Kasuri obviously used his boss, Gen. Musharraf's language: “The government of Pakistan would like to carry this process forward but now the ball is in the Indian court as they have to give us the new dates for the talks. Kasuri was not off the mark when he emphasised that there was a large peace constituency in both the countries and the peace process enjoyed bipartisan political support on both sides.
Pakistan-watchers attach importance to Islamabad's restructured thinking over the recent sad development culminating in the tit-for-tat expulsions of Indian and Pakistani diplomats. This became pretty clear when the Pakistan Foreign Minister termed the development as "unfortunate". And Kasuri was of the view that it should not interfere with the peace process. On the other hand, Shiv Shankar Menon sounded visibly irked by the media ringing alarm bells about the peace process that kicked off in February 2004. Menon saw no reason for the sudden panic over the Indo-Pakistan peace process and maintained that things had been blown out of proportion.
In a jibe at what he referred to as the industry of self-fulfilling prophecies, Menon was quoted by Pakistan's influential English daily, Dawn, as saying: “First, such euphoria was created and now this doomsday scenario. There’s need for some sense of proportion. The Indian High Commissioner failed to understand why the postponement of just one meeting had created such despondency and panic.”

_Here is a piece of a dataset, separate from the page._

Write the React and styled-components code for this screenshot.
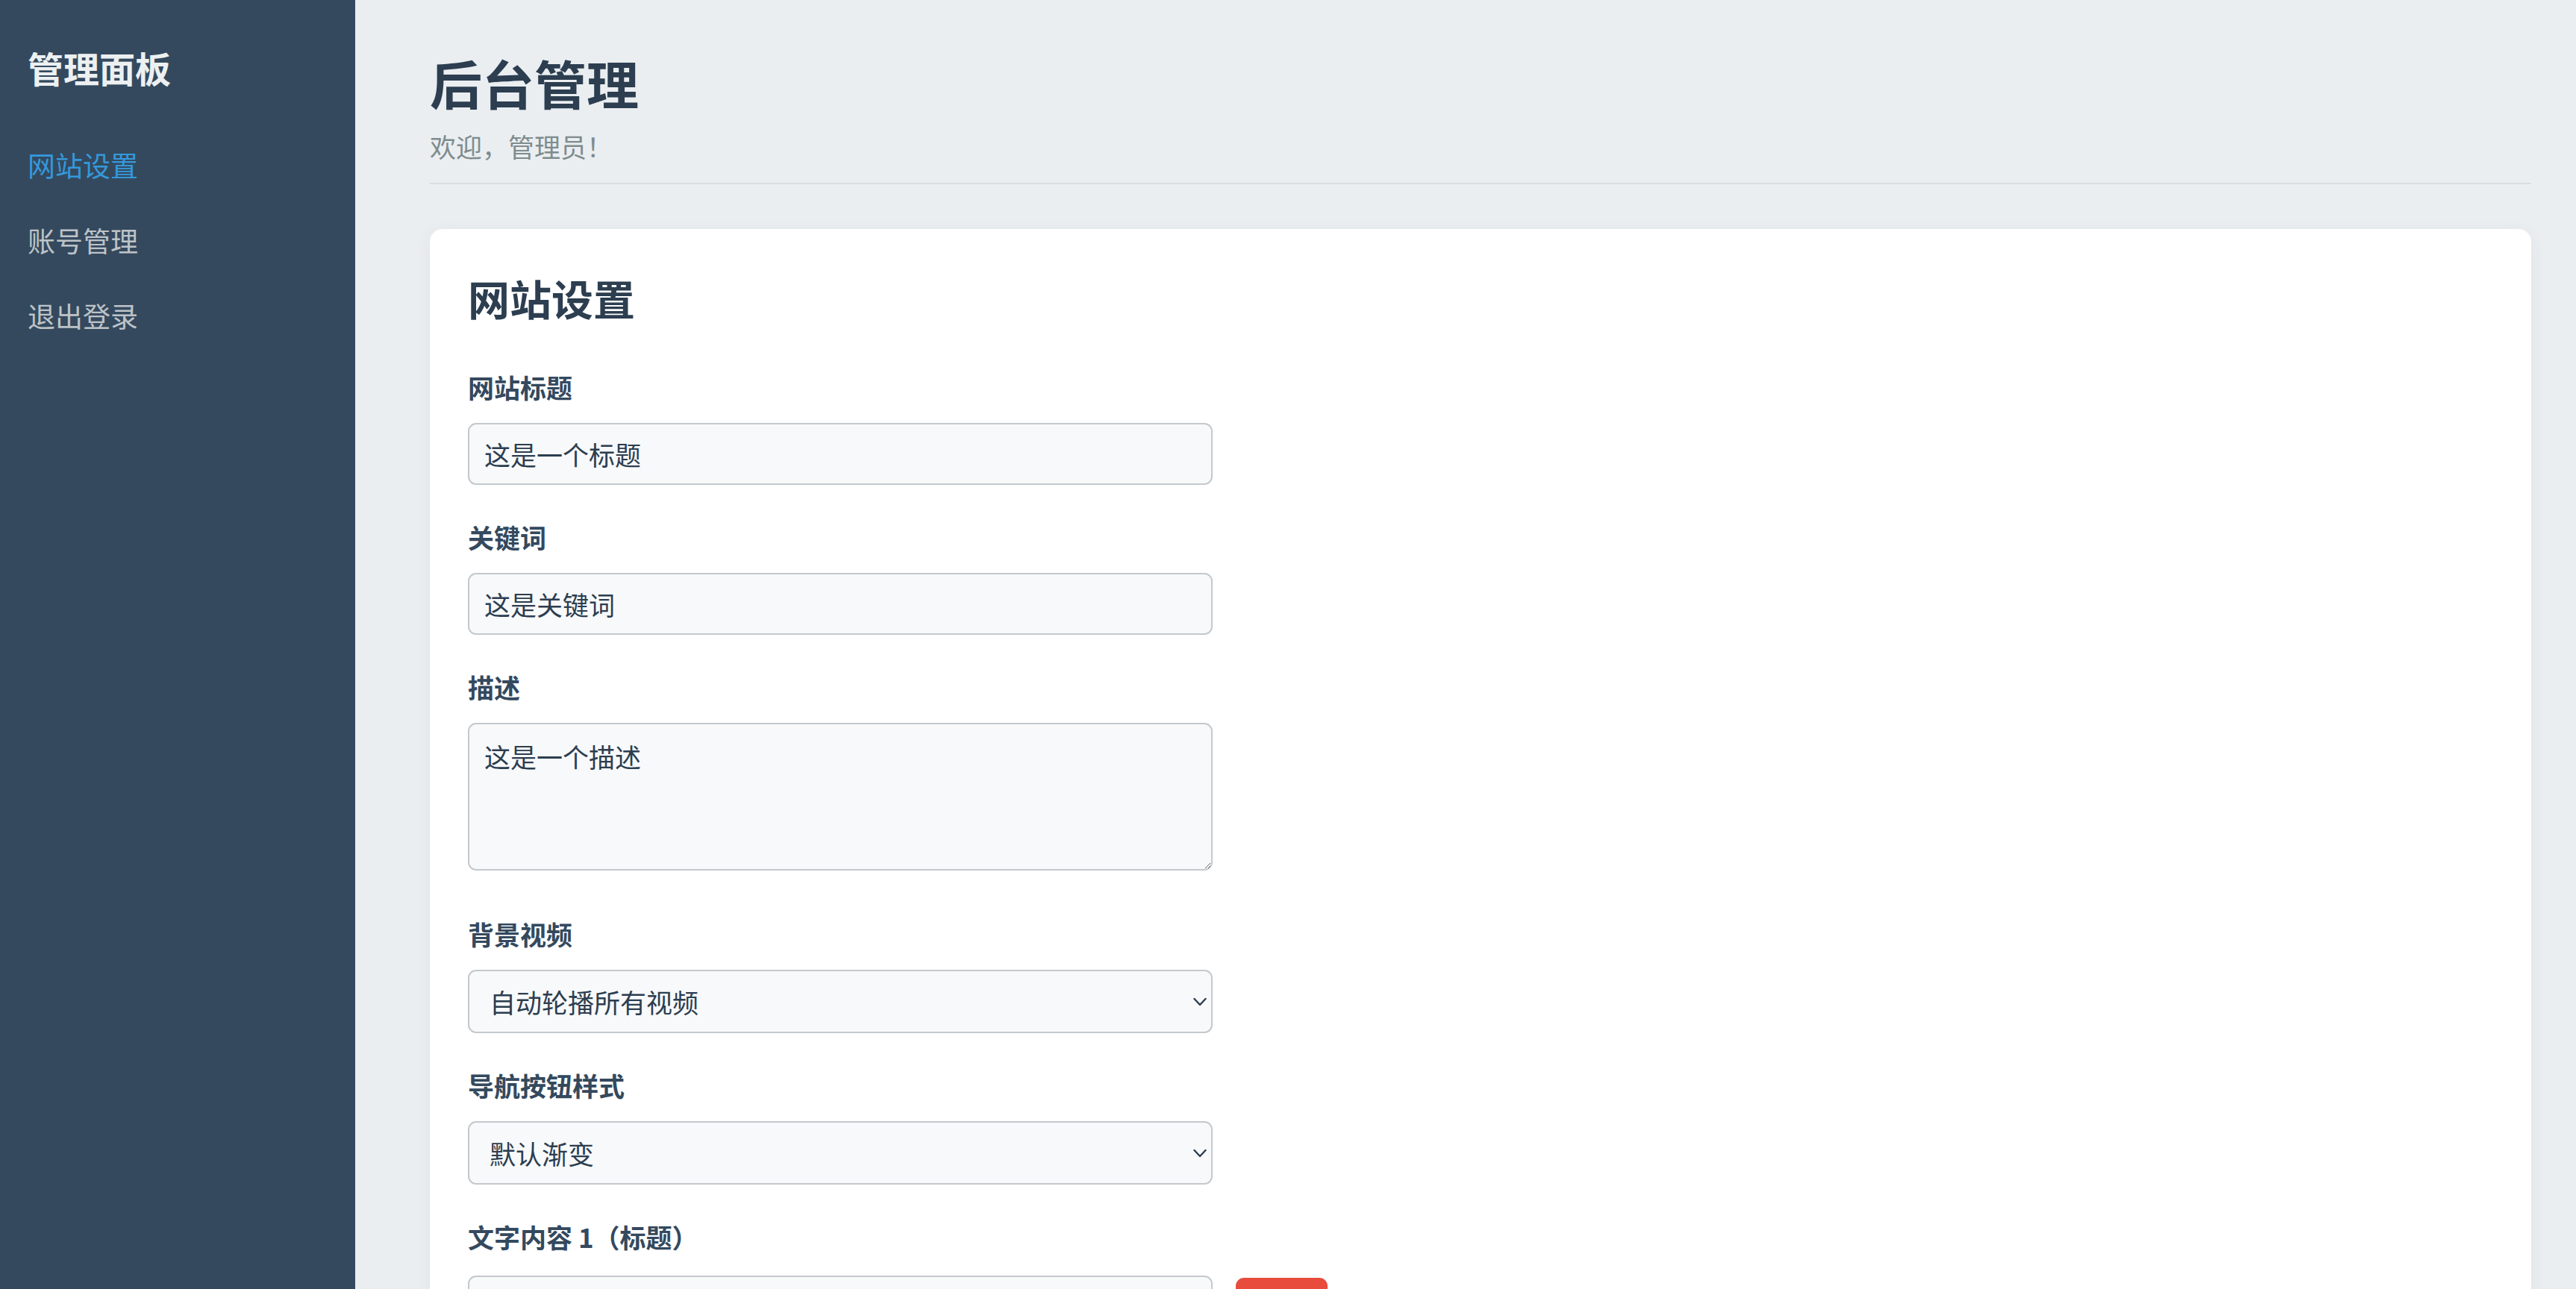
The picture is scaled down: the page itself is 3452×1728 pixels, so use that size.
import React from 'react'
import styled, { createGlobalStyle } from 'styled-components'

const GlobalStyle = createGlobalStyle`
  html, body {
    margin: 0;
    padding: 0;
    background: #eaeef1;
  }
  body {
    font-family: "Noto Sans CJK SC", "Noto Sans", sans-serif;
    color: #2c3e50;
  }
  * {
    box-sizing: border-box;
  }
`

const Shell = styled.div`
  display: flex;
  min-height: 100vh;
`

const Sidebar = styled.aside`
  width: 476px;
  flex-shrink: 0;
  background: #34495e;
  padding: 61px 37px;
`

const Brand = styled.h2`
  margin: 0 0 52px;
  font-size: 48px;
  line-height: 58px;
  font-weight: 700;
  color: #ecf0f1;
`

const NavList = styled.nav`
  display: flex;
  flex-direction: column;
`

const NavLink = styled.a`
  display: block;
  padding: 28px 0;
  font-size: 37px;
  line-height: 45px;
  text-decoration: none;
  color: ${p => (p.$active ? '#3498db' : '#bdc3c7')};
  cursor: pointer;
`

const Main = styled.main`
  flex: 1;
  padding: 68px 60px 120px 100px;
`

const Header = styled.header`
  padding-bottom: 28px;
  border-bottom: 2px solid #d8dde1;
`

const Title = styled.h1`
  margin: 0;
  font-size: 70px;
  line-height: 86px;
  font-weight: 700;
  color: #2c3e50;
`

const Welcome = styled.p`
  margin: 21px 0 0;
  font-size: 35px;
  line-height: 42px;
  color: #7f8c8d;
`

const Card = styled.section`
  margin-top: 60px;
  background: #fff;
  border-radius: 17px;
  padding: 58px 51px;
  box-shadow: 0 4px 22px rgba(44, 62, 80, 0.06);
`

const CardTitle = styled.h2`
  margin: 0 0 65px;
  font-size: 56px;
  line-height: 68px;
  font-weight: 700;
  color: #2c3e50;
`

const FormGroup = styled.div`
  margin-bottom: ${p => p.$gap || 49}px;
`

const Label = styled.label`
  display: block;
  margin-bottom: ${p => p.$gap || 27}px;
  font-size: 35px;
  line-height: 42px;
  font-weight: 700;
  color: #34495e;
`

const fieldBase = `
  display: block;
  width: 998px;
  font-family: "Noto Sans CJK SC", "Noto Sans", sans-serif;
  font-size: 35px;
  color: #2c3e50;
  background: #f8f9fa;
  border: 2px solid #c3c9cd;
  border-radius: 11px;
  outline: none;
`

const TextInput = styled.input`
  ${fieldBase}
  height: 83px;
  padding: 0 20px;
`

const TextArea = styled.textarea`
  ${fieldBase}
  height: 198px;
  padding: 18px 20px;
  line-height: 1.4;
  resize: vertical;
`

const SelectWrap = styled.div`
  position: relative;
  width: 998px;
`

const Select = styled.select`
  ${fieldBase}
  height: 85px;
  padding: 0 60px 0 27px;
  appearance: none;
  -webkit-appearance: none;
`

const Chevron = styled.svg`
  position: absolute;
  right: 8px;
  top: 50%;
  width: 18px;
  height: 12px;
  transform: translateY(-50%);
  pointer-events: none;
`

const Row = styled.div`
  display: flex;
  align-items: center;
  gap: 31px;
`

const DangerButton = styled.button`
  width: 123px;
  height: 77px;
  border: none;
  border-radius: 11px;
  background: #e74c3c;
  color: #fff;
  font-family: "Noto Sans CJK SC", "Noto Sans", sans-serif;
  font-size: 33px;
  cursor: pointer;
`

const PrimaryButton = styled.button`
  height: 83px;
  padding: 0 44px;
  border: none;
  border-radius: 11px;
  background: ${p => (p.$secondary ? '#95a5a6' : '#3498db')};
  color: #fff;
  font-family: "Noto Sans CJK SC", "Noto Sans", sans-serif;
  font-size: 35px;
  margin-right: 24px;
  cursor: pointer;
`

const navItems = [
  { label: '网站设置', active: true },
  { label: '账号管理' },
  { label: '退出登录' }
]

const SelectField = ({ label, options, value }) => (
  <FormGroup>
    <Label>{label}</Label>
    <SelectWrap>
      <Select defaultValue={value}>
        {options.map(o => (
          <option key={o} value={o}>{o}</option>
        ))}
      </Select>
      <Chevron viewBox="0 0 18 12">
        <path d="M1.5 2 L9 10 L16.5 2" fill="none" stroke="#2c3e50" strokeWidth="2.4" strokeLinecap="round" strokeLinejoin="round" />
      </Chevron>
    </SelectWrap>
  </FormGroup>
)

export default function App() {
  return (
    <Shell>
      <GlobalStyle />
      <Sidebar>
        <Brand>管理面板</Brand>
        <NavList>
          {navItems.map(item => (
            <NavLink key={item.label} $active={item.active}>{item.label}</NavLink>
          ))}
        </NavList>
      </Sidebar>
      <Main>
        <Header>
          <Title>后台管理</Title>
          <Welcome>欢迎，管理员！</Welcome>
        </Header>
        <Card>
          <CardTitle>网站设置</CardTitle>
          <FormGroup>
            <Label>网站标题</Label>
            <TextInput defaultValue="这是一个标题" />
          </FormGroup>
          <FormGroup>
            <Label>关键词</Label>
            <TextInput defaultValue="这是关键词" />
          </FormGroup>
          <FormGroup $gap={64}>
            <Label>描述</Label>
            <TextArea defaultValue="这是一个描述" />
          </FormGroup>
          <SelectField
            label="背景视频"
            value="自动轮播所有视频"
            options={['自动轮播所有视频', '视频 1', '视频 2']}
          />
          <SelectField
            label="导航按钮样式"
            value="默认渐变"
            options={['默认渐变', '纯色', '透明']}
          />
          <FormGroup>
            <Label $gap={31}>文字内容 1（标题）</Label>
            <Row>
              <TextInput defaultValue="欢迎来到我的网站" />
              <DangerButton>删除</DangerButton>
            </Row>
          </FormGroup>
          <FormGroup>
            <PrimaryButton $secondary>添加文字内容</PrimaryButton>
            <PrimaryButton>保存设置</PrimaryButton>
          </FormGroup>
        </Card>
      </Main>
    </Shell>
  )
}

“We both have leadership that sincerely wants the peace process to succeed,” he noted, dispelling the impression that there was a breakdown in the dialogue. However, he remained noncommittal on the question of when India was expected to give new dates of the Foreign Secretary-level talks, and left it at: “We’ll see.” Are things on India-Pakistan front as bleak as they appear? Menon's reported reply: “I’m always positive". "There is always hope", pat came the reply from Menon when he was further questioned about the prospects of the peace dialogue.